◆ Do this
Go through the listing below and list every line with "page".

◆ Information supplied

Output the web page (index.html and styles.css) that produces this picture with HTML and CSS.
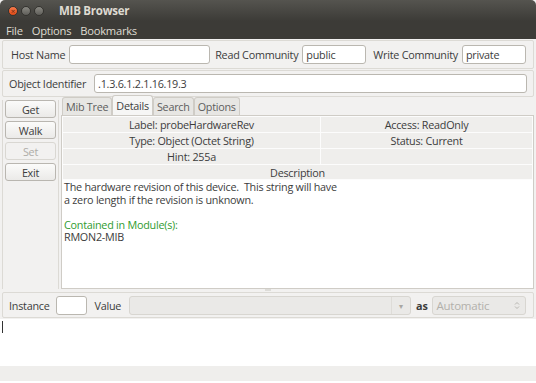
FILE: index.html
```html
<!DOCTYPE html>
<html lang="en">
<head>
<meta charset="UTF-8">
<title>MIB Browser</title>
<link rel="stylesheet" href="styles.css">
</head>
<body>

<div class="window">
    <!-- title bar -->
    <div class="titlebar">
        <span class="wbtn close">&times;</span>
        <span class="wbtn"></span>
        <span class="wbtn"></span>
        <span class="title">MIB Browser</span>
    </div>
    <div class="menubar">
        <span>File</span>
        <span>Options</span>
        <span>Bookmarks</span>
    </div>

    <div class="body">
        <!-- host / community -->
        <div class="panel row1">
            <label>Host Name</label>
            <input class="field host" type="text">
            <label>Read Community</label>
            <input class="field comm" type="text" value="public">
            <label>Write Community</label>
            <input class="field comm" type="text" value="private">
        </div>

        <div class="panel row2">
            <label>Object Identifier</label>
            <input class="field oid" type="text" value=".1.3.6.1.2.1.16.19.3">
        </div>

        <div class="main">
            <div class="actions">
                <button class="btn">Get</button>
                <button class="btn">Walk</button>
                <button class="btn" disabled>Set</button>
                <button class="btn">Exit</button>
            </div>

            <div class="tabs-wrap">
                <div class="tabs">
                    <span class="tab">Mib Tree</span>
                    <span class="tab active">Details</span>
                    <span class="tab">Search</span>
                    <span class="tab">Options</span>
                </div>
                <div class="tab-page">
                    <div class="grid">
                        <div class="cell">Label: probeHardwareRev</div>
                        <div class="cell">Access: ReadOnly</div>
                        <div class="cell">Type: Object (Octet String)</div>
                        <div class="cell">Status: Current</div>
                        <div class="cell">Hint: 255a</div>
                        <div class="cell"></div>
                    </div>
                    <div class="desc-head">Description</div>
                    <div class="desc">
                        <p>The hardware revision of this device.&nbsp; This string will have</p>
                        <p>a zero length if the revision is unknown.</p>
                        <p>&nbsp;</p>
                        <p class="module">Contained in Module(s):</p>
                        <p>RMON2-MIB</p>
                    </div>
                </div>
            </div>
        </div>

        <div class="splitter"><span class="grip"></span></div>

        <div class="panel bottom">
            <label>Instance</label>
            <input class="field inst" type="text">
            <label>Value</label>
            <div class="combo disabled"><span class="arrow">&#9662;</span></div>
            <label class="as">as</label>
            <div class="spin">
                Automatic
                <svg width="6" height="9" viewBox="0 0 6 9"><path d="M1 3.5 L3 1.5 L5 3.5 M1 5.5 L3 7.5 L5 5.5" fill="none" stroke="#b8b6b1" stroke-width="1"/></svg>
            </div>
        </div>

        <div class="output"><span class="caret"></span></div>

        <div class="statusbar"></div>
    </div>
</div>

</body>
</html>
```

FILE: styles.css
```css
* {
    box-sizing: border-box;
}
body {
    margin: 0;
    background: #fff;
    font-family: "Open Sans", "Noto Sans", sans-serif;
    font-size: 10.8px;
    letter-spacing: -0.25px;
    color: #3c3c3c;
}
.window {
    width: 536px;
    height: 381px;
    display: flex;
    flex-direction: column;
    background: #f2f1f0;
}
.titlebar {
    height: 21px;
    display: flex;
    align-items: center;
    padding-left: 8px;
    gap: 3px;
    background: linear-gradient(#55544f, #3c3b37);
    border-radius: 5px 5px 0 0;
}
.wbtn {
    width: 10px;
    height: 10px;
    border-radius: 50%;
    background: linear-gradient(#8a8983, #5f5e59);
    border: 1px solid #34332f;
    font-size: 8px;
    line-height: 7px;
    text-align: center;
    color: #6a2a10;
}
.wbtn.close {
    background: linear-gradient(#f67a4c, #df4a16);
}
.title {
    margin-left: 12px;
    font-weight: bold;
    font-size: 11.5px;
    color: #dfdbd2;
}
.menubar {
    height: 18px;
    display: flex;
    align-items: center;
    gap: 9px;
    padding-left: 6px;
    background: #3c3b37;
    color: #dfdbd2;
    font-size: 11.2px;
}
.body {
    flex: 1;
    display: flex;
    flex-direction: column;
    padding: 1px 2px 0 2px;
}
.panel {
    display: flex;
    align-items: center;
    border: 1px solid #dcdad5;
    border-radius: 2px;
}
label {
    white-space: nowrap;
}
.field {
    height: 19px;
    border: 1px solid #bab7b0;
    border-radius: 3px;
    background: #fff;
    font: inherit;
    letter-spacing: inherit;
    color: #3c3c3c;
    padding: 0 3px;
}
.row1 {
    height: 29px;
    padding: 0 8px;
}
.row1 .host {
    width: 141px;
    margin: 0 5px 0 4px;
}
.row1 .comm {
    width: 64px;
    margin: 0 7px 0 4px;
}
.row1 .comm:last-child {
    margin-right: 0;
}
.row2 {
    height: 27px;
    margin-top: 1px;
    padding: 0 6px;
}
.row2 .oid {
    flex: 1;
    margin-left: 8px;
}
.main {
    height: 192px;
    display: flex;
    gap: 2px;
}
.actions {
    width: 57px;
    margin-top: 3px;
    padding: 0 2px;
    display: flex;
    flex-direction: column;
    gap: 3px;
    border-right: 1px solid #dcdad5;
    border-left: 1px solid #dcdad5;
}
.btn {
    height: 18px;
    border: 1px solid #b9b6b0;
    border-radius: 3px;
    background: linear-gradient(#fbfbfa, #ebeae8);
    font: inherit;
    letter-spacing: inherit;
    color: #3c3c3c;
    padding: 0;
}
.btn:disabled {
    color: #aeaca7;
    background: #f2f1f0;
    border-color: #d9d7d2;
}
.tabs-wrap {
    flex: 1;
    display: flex;
    flex-direction: column;
}
.tabs {
    height: 18px;
    display: flex;
    align-items: flex-end;
    padding-left: 1px;
}
.tab {
    height: 18px;
    padding: 1px 3px 0;
    border: 1px solid #cfccc6;
    border-bottom: none;
    border-radius: 3px 3px 0 0;
    background: #e7e6e3;
    color: #5d5d5d;
}
.tab.active {
    height: 20px;
    padding-top: 2px;
    background: #f6f6f5;
    color: #3c3c3c;
}
.tab-page {
    flex: 1;
    display: flex;
    flex-direction: column;
    border: 1px solid #cfccc6;
    background: #f6f6f5;
}
.grid {
    display: grid;
    grid-template-columns: 257px 1fr;
    gap: 1px;
    padding: 1px;
    background: #fcfcfc;
}
.cell {
    height: 15px;
    line-height: 15px;
    text-align: center;
    background: #efeeec;
}
.desc-head {
    height: 15px;
    line-height: 15px;
    text-align: center;
    background: #efeeec;
    border: 1px solid #fcfcfc;
    border-top: none;
}
.desc {
    flex: 1;
    background: #fff;
    padding: 1px 2px;
}
.desc p {
    margin: 0;
    height: 12.5px;
    line-height: 12.5px;
}
.desc .module {
    color: #2f9b2f;
}
.splitter {
    height: 3px;
    display: flex;
    justify-content: center;
}
.grip {
    width: 6px;
    height: 2px;
    background: #dddcd8;
}
.bottom {
    height: 26px;
    padding: 0 6px;
    gap: 8px;
}
.inst {
    width: 31px;
    margin-left: -2px;
}
.combo {
    width: 282px;
    height: 19px;
    border: 1px solid #d8d6d1;
    border-radius: 3px;
    background: #eae9e7;
    display: flex;
    justify-content: flex-end;
    align-items: center;
}
.arrow {
    width: 19px;
    height: 17px;
    border-left: 1px solid #dedcd8;
    text-align: center;
    line-height: 17px;
    font-size: 8px;
    color: #a9a7a2;
}
.as {
    font-weight: bold;
    margin-left: -3px;
}
.spin {
    width: 94px;
    height: 19px;
    margin-left: -4px;
    border: 1px solid #d8d6d1;
    border-radius: 3px;
    background: #eae9e7;
    color: #b2b0ab;
    padding: 0 5px 0 4px;
    font-size: 11.5px;
    display: flex;
    justify-content: space-between;
    align-items: center;
}
.output {
    height: 47px;
    margin: 1px -2px 0;
    background: #fff;
    padding: 2px 0 0 2px;
}
.caret {
    display: block;
    width: 1px;
    height: 12px;
    background: #333;
}
.statusbar {
    flex: 1;
    background: #efeeec;
    margin: 0 -2px;
}
```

◆ Written solution
Output the web page (index.html and styles.css) that produces this picture with HTML and CSS.
                <div class="tab-page">
.tab-page {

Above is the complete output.